Depois de quatro dias e muitos gastos numa das inúmeras lojas de souvenirs dos Beatles (camisetas com todas as capas de discos, meias, suéteres, porta-copos de cerveja e uma versão do jogo Banco Imobiliário inspirada na banda), a viagem ao mundo dos Beatles acabou. Ou quase: ainda falta um passeio de balsa no rio Mersey.
A cidade dos Beatles é realmente amigável com seus fãs vindos do mundo todo. O simpático senhor da recepção tinha razão: "Momentos esplêndidos são garantidos a todos!" Quem diria, há 60 anos, que a magia dos Beatles duraria até hoje, quando eles se apresentaram pela primeira vez diante da família real britânica?
Para os fãs dos Beatles que não conseguem vir até Liverpool, uma boa notícia: nesta quinta-feira (02/11) será lançada Now and then, considerada a "última música dos Beatles". Ela foi gravada em 1979 com voz e piano por John Lennon, com os instrumentos dos outros três Beatles adicionados posteriormente.
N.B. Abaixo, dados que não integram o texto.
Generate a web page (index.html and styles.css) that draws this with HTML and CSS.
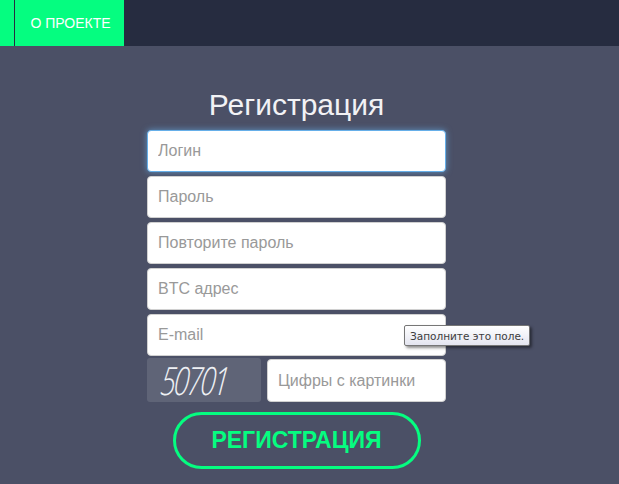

O lançamento da canção se deve à mais moderna tecnologia de estúdio, que foi capaz de reproduzir a voz de John Lennon de forma cristalina a partir da simples gravação da demo.
Um documentário de 12 minutos sobre a criação da música pode ser visto no YouTube. Enquanto isso, a gravadora também está relançando os álbuns Red e Blue em nova mixagem. A lista de faixas foi expandida para incluir 21 músicas adicionais. Ambas as compilações estão disponíveis em CD e vinil.